In his report he states that their northernmost latitude was 67° 18', that "all along the seacoast to this place wind elevated mountains." On turning to the Du Halde chart we find the range of mountains continued along the Chukchi coast until it reaches the latitude of 67° 18' where it stops. If Bering drew the chart so, it would have been deception, but it is quite as probable that the editor modified the chart in engraving it, to correspond to his understanding of Bering's ambiguity. As this would present nothing questionable to the reader, in the absence of the details omitted by Bering, it would have been nothing surprising if Campbell's interpolation of a false longitude for Lower Kamchatka, in his list of positions, might have been, not a typographical error, but an attempt to make the position agree with this erroneous assumption. If it was a pure accident, the coincidence is extraordinary. Of course Bering never was on this coast but Du Halde's map is so engraved as to lead directly to the false inference that he had been.

Again Bering says in his Report that at his turning point the land no longer extended to the north and that no projecting points could be observed in any direction. Since he had deliberately sailed away from the shores without attempting to follow their trend this observation would be absurd unless we suppose it addressed to a reader who took it for granted that the vessel was still skirting the coast. There is no mention in his Report of the fact that he had sailed away from the coast, nor of the still more important fact that the soundings showed that the water was comparatively shallow and discolored. Of course in the absence of direct proof of the separation of Asia and America this last evidence would tend to indicate that Bering was only in a bay or shallow arm of the sea and that he suppressed it shows, if not a want of candor, at least an injudicious reticence.

The map for the day when it was made (in the earlier version) was a good one, and is appropriately praised by Cook, who had a copy of Campbell's Harris on his vessel when exploring in the same region fifty years later.

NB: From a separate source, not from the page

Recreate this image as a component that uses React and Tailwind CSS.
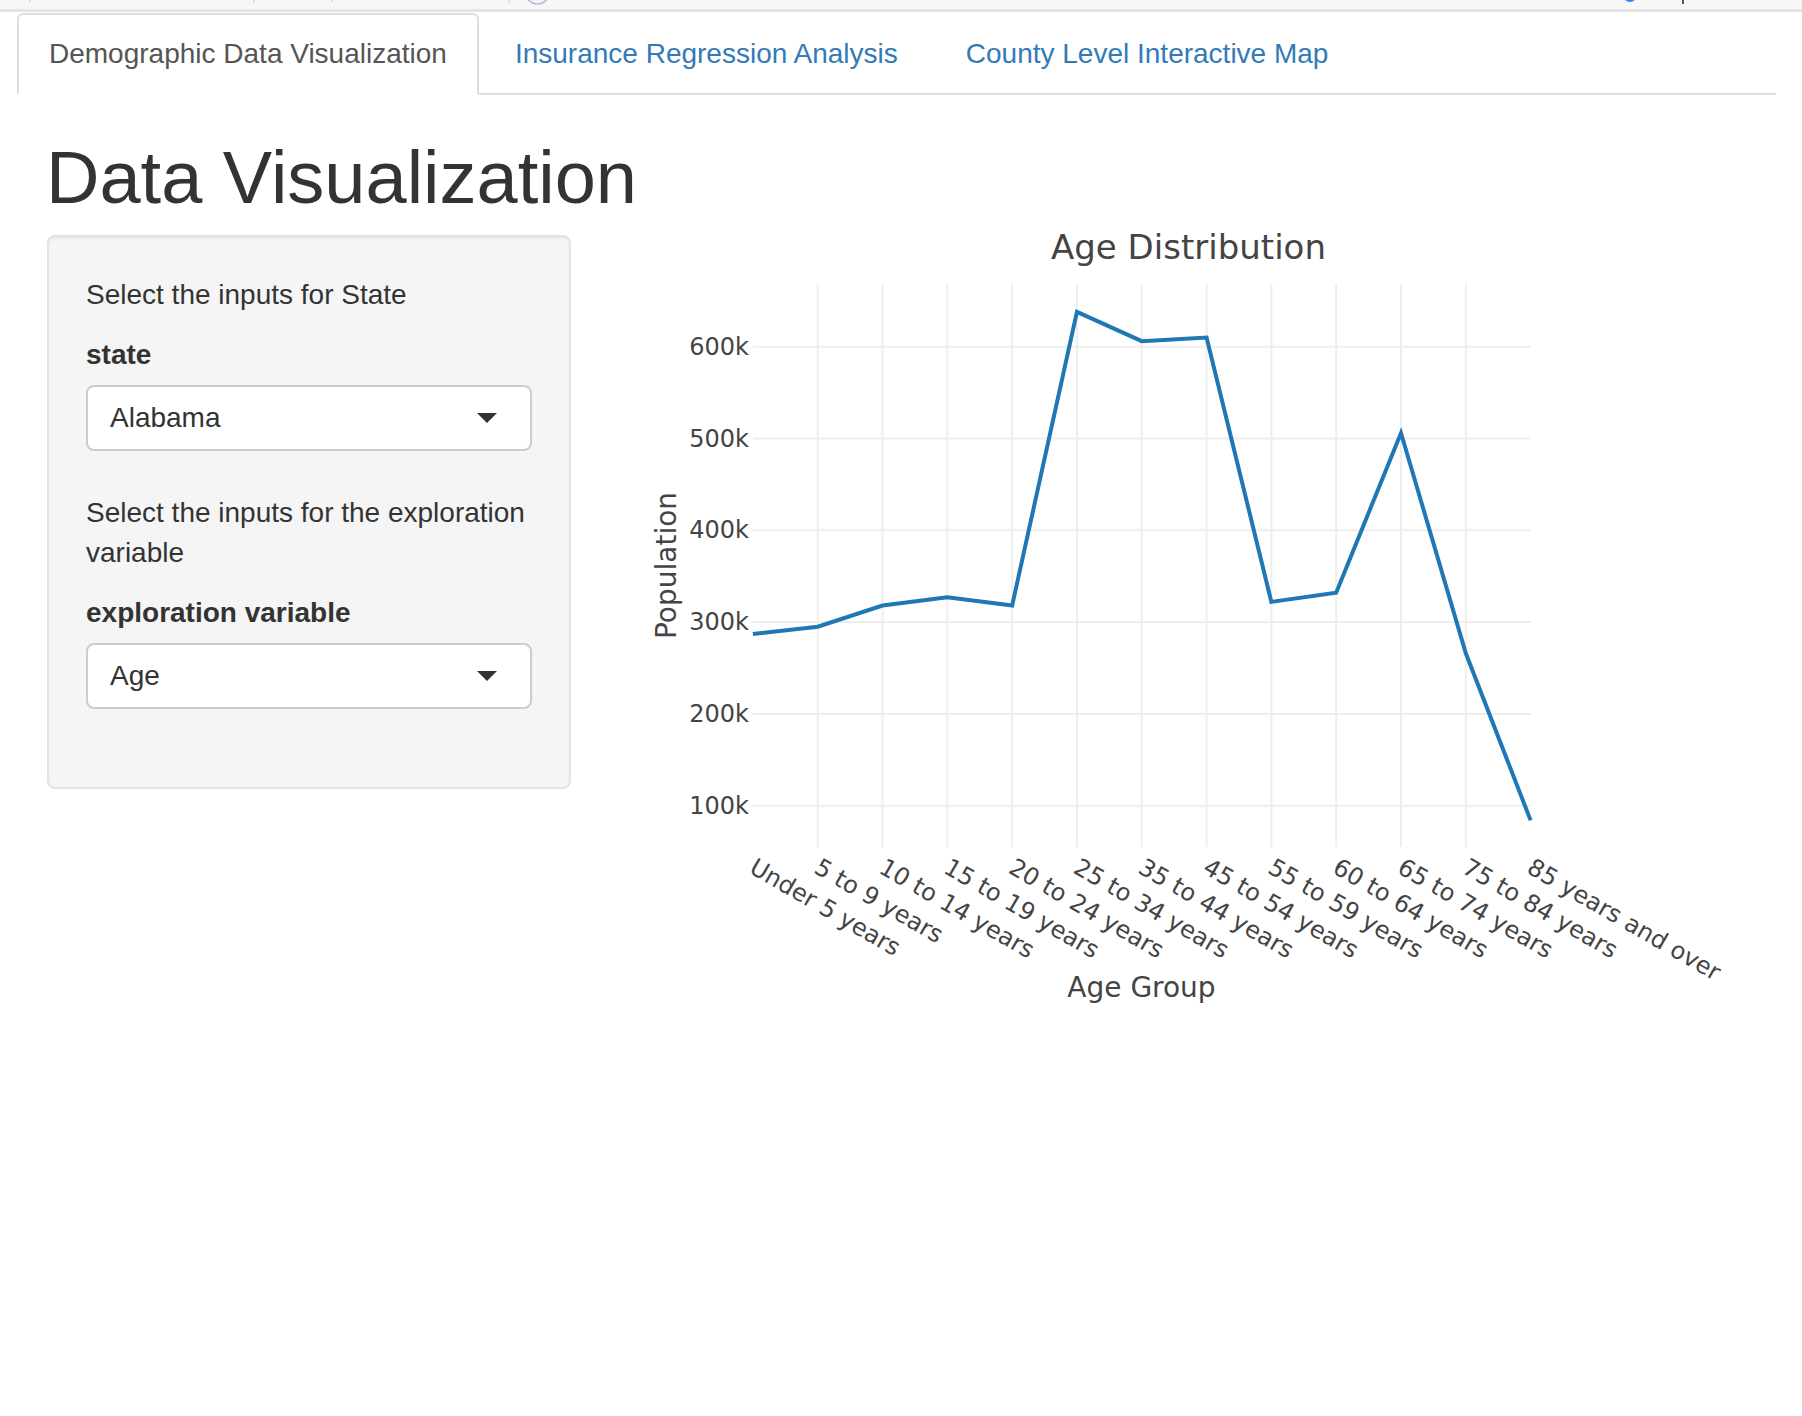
import React from "react";

const ageGroups = [
  "Under 5 years",
  "5 to 9 years",
  "10 to 14 years",
  "15 to 19 years",
  "20 to 24 years",
  "25 to 34 years",
  "35 to 44 years",
  "45 to 54 years",
  "55 to 59 years",
  "60 to 64 years",
  "65 to 74 years",
  "75 to 84 years",
  "85 years and over",
];

const population = [
  287000, 295000, 318000, 327000, 318000, 638000, 606000, 610000, 322000,
  332000, 506000, 266000, 84000,
];

// plot area in page pixels
const X0 = 752.9;
const DX = 64.81;
const PLOT_TOP = 284;
const PLOT_BOTTOM = 847;
const PLOT_RIGHT = X0 + DX * 12;

const xOf = (i) => X0 + i * DX;
const yOf = (v) => 346.7 + ((600000 - v) / 100000) * 91.8;

function AgeChart() {
  const points = population.map((v, i) => `${xOf(i)},${yOf(v)}`).join(" ");
  const ticks = [600000, 500000, 400000, 300000, 200000, 100000];

  return (
    <svg
      width="1164"
      height="800"
      viewBox="636 225 1164 800"
      className="ml-[65px] shrink-0 overflow-visible"
      style={{ fontFamily: '"DejaVu Sans", Verdana, sans-serif' }}
    >
      {/* grid */}
      {ticks.map((t) => (
        <line
          key={t}
          x1={X0}
          x2={PLOT_RIGHT}
          y1={yOf(t)}
          y2={yOf(t)}
          stroke="#eeeeee"
          strokeWidth="2"
        />
      ))}
      {ageGroups.slice(1, 12).map((g, k) => (
        <line
          key={g}
          x1={xOf(k + 1)}
          x2={xOf(k + 1)}
          y1={PLOT_TOP}
          y2={PLOT_BOTTOM}
          stroke="#eeeeee"
          strokeWidth="2"
        />
      ))}

      <polyline
        points={points}
        fill="none"
        stroke="#1f77b4"
        strokeWidth="4"
        strokeLinejoin="miter"
      />

      {/* title */}
      <text x="1188.5" y="259" textAnchor="middle" fontSize="34" fill="#444444">
        Age Distribution
      </text>

      {/* y ticks */}
      {ticks.map((t) => (
        <text
          key={t}
          x="749"
          y={yOf(t) + 8}
          textAnchor="end"
          fontSize="24"
          fill="#444444"
        >
          {t / 1000}k
        </text>
      ))}

      {/* x ticks */}
      {ageGroups.map((g, i) => {
        const ax = xOf(i) - 5;
        const ay = 872;
        return (
          <text
            key={g}
            x={ax}
            y={ay}
            fontSize="24"
            fill="#444444"
            transform={`rotate(30 ${ax} ${ay})`}
          >
            {g}
          </text>
        );
      })}

      <text
        x="676"
        y="565.5"
        textAnchor="middle"
        fontSize="28"
        fill="#444444"
        transform="rotate(-90 676 565.5)"
      >
        Population
      </text>
      <text x="1141.5" y="997" textAnchor="middle" fontSize="28" fill="#444444">
        Age Group
      </text>
    </svg>
  );
}

function SelectBox({ value }) {
  return (
    <div className="flex h-[66px] w-full items-center justify-between rounded-[8px] border-2 border-[#cccccc] bg-white pl-[22px] pr-[33px] text-[28px] text-[#333333]">
      <span>{value}</span>
      <span className="h-0 w-0 border-x-[10px] border-t-[10px] border-x-transparent border-t-[#333333]" />
    </div>
  );
}

export default function App() {
  return (
    <div
      className="min-h-[1416px] w-[1802px] bg-white text-[#333333]"
      style={{ fontFamily: '"Liberation Sans", Arial, sans-serif' }}
    >
      {/* leftover browser strip */}
      <div className="h-[12px] border-b-[3px] border-[#e4e4e6] bg-[#f7f7f8]">
        <svg width="1802" height="9" className="block">
          <line x1="30" x2="30" y1="0" y2="2" stroke="#c8c8c8" />
          <line x1="254" x2="254" y1="0" y2="3" stroke="#c8c8c8" />
          <line x1="332" x2="332" y1="0" y2="2" stroke="#c8c8c8" />
          <line x1="509" x2="509" y1="0" y2="3" stroke="#c8c8c8" />
          <circle cx="537.5" cy="-8" r="12" fill="#eef0fa" stroke="#a9b0c8" strokeWidth="1.2" />
          <circle cx="1630" cy="-5" r="7" fill="#1a8cff" />
          <line x1="1683" x2="1683" y1="0" y2="4" stroke="#222222" strokeWidth="1.5" />
        </svg>
      </div>

      {/* tabs */}
      <ul className="ml-[17px] mt-[1px] flex w-[1759px] border-b-2 border-[#dddddd] text-[28px]">
        <li className="-mb-[2px] mr-[4px]">
          <a className="flex h-[82px] items-center rounded-t-[6px] border-2 border-[#dddddd] border-b-white bg-white px-[30px] text-[#555555]">
            Demographic Data Visualization
          </a>
        </li>
        <li className="-mb-[2px] mr-[4px]">
          <a className="flex h-[82px] items-center border-2 border-transparent px-[30px] text-[#337ab7]">
            Insurance Regression Analysis
          </a>
        </li>
        <li className="-mb-[2px] mr-[4px]">
          <a className="flex h-[82px] items-center border-2 border-transparent px-[30px] text-[#337ab7]">
            County Level Interactive Map
          </a>
        </li>
      </ul>

      <h2 className="ml-[46px] mt-[43px] text-[74px] font-normal leading-[79px] text-[#333333]">
        Data Visualization
      </h2>

      <div className="mt-[8px] flex items-start pl-[47px]">
        {/* sidebar */}
        <div className="mt-[10px] w-[524px] shrink-0 rounded-[8px] border-2 border-[#e3e3e3] bg-[#f5f5f5] px-[37px] pb-[78px] pt-[38px] text-[28px] leading-[40px] shadow-[inset_0_2px_2px_rgba(0,0,0,0.05)]">
          <p className="mb-[20px]">Select the inputs for State</p>
          <label className="mb-[10px] block font-bold">state</label>
          <SelectBox value="Alabama" />
          <p className="mb-[20px] mt-[42px]">
            Select the inputs for the exploration variable
          </p>
          <label className="mb-[10px] block font-bold">exploration variable</label>
          <SelectBox value="Age" />
        </div>

        <AgeChart />
      </div>
    </div>
  );
}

In his report of the trip eastward from Kamchatka in 1729, Bering says nothing about the weather being foggy or stormy, but merely asserts that he sailed nearly 200 versts and saw no trace of land. He leaves it to be inferred that he could have seen land if it had been there to see, which if the weather was foggy was not true.

The impression which these facts leave upon the mind is that Bering did certainly frame his language so as to convey the idea that his evidence of the separation of the two continents and of the absence of land eastward from Kamchatka was more conclusive than it was in reality.

That this was done to avoid criticism seems a natural inference. That an examination of his list of positions would have shown the location of the point whence he turned back to be to the eastward of the easternmost of his reported land is true, but his list of positions was not published with his report, does not agree with his maps, and when published by Campbell was garbled, as I have shown.

That the truth, however, did get out and that criticism was not successfully avoided, is a matter of history. There can be little doubt that Bering's anxiety to undertake the second expedition, which followed, was stimulated by a desire to set these criticisms (which would naturally be magnified by his enemies) finally at rest.

It may be suggested that Bering's report was modified by the authorities, though why they should make these particular modifications is not very evident. Bering was the only person who could profit by them and the natural conclusion is that he should be held responsible.

In pointing out that some of Bering's acts are vulnerable to criticism I am far from desiring to sully his memory or give the idea that he was not entitled to great praise for what he accomplished, much of which was admirably done.

I wish merely to apply a gentle corrective to the exaggerated and injurious flattery and undiscriminating praise which has been injudiciously indulged in by his latest biographer.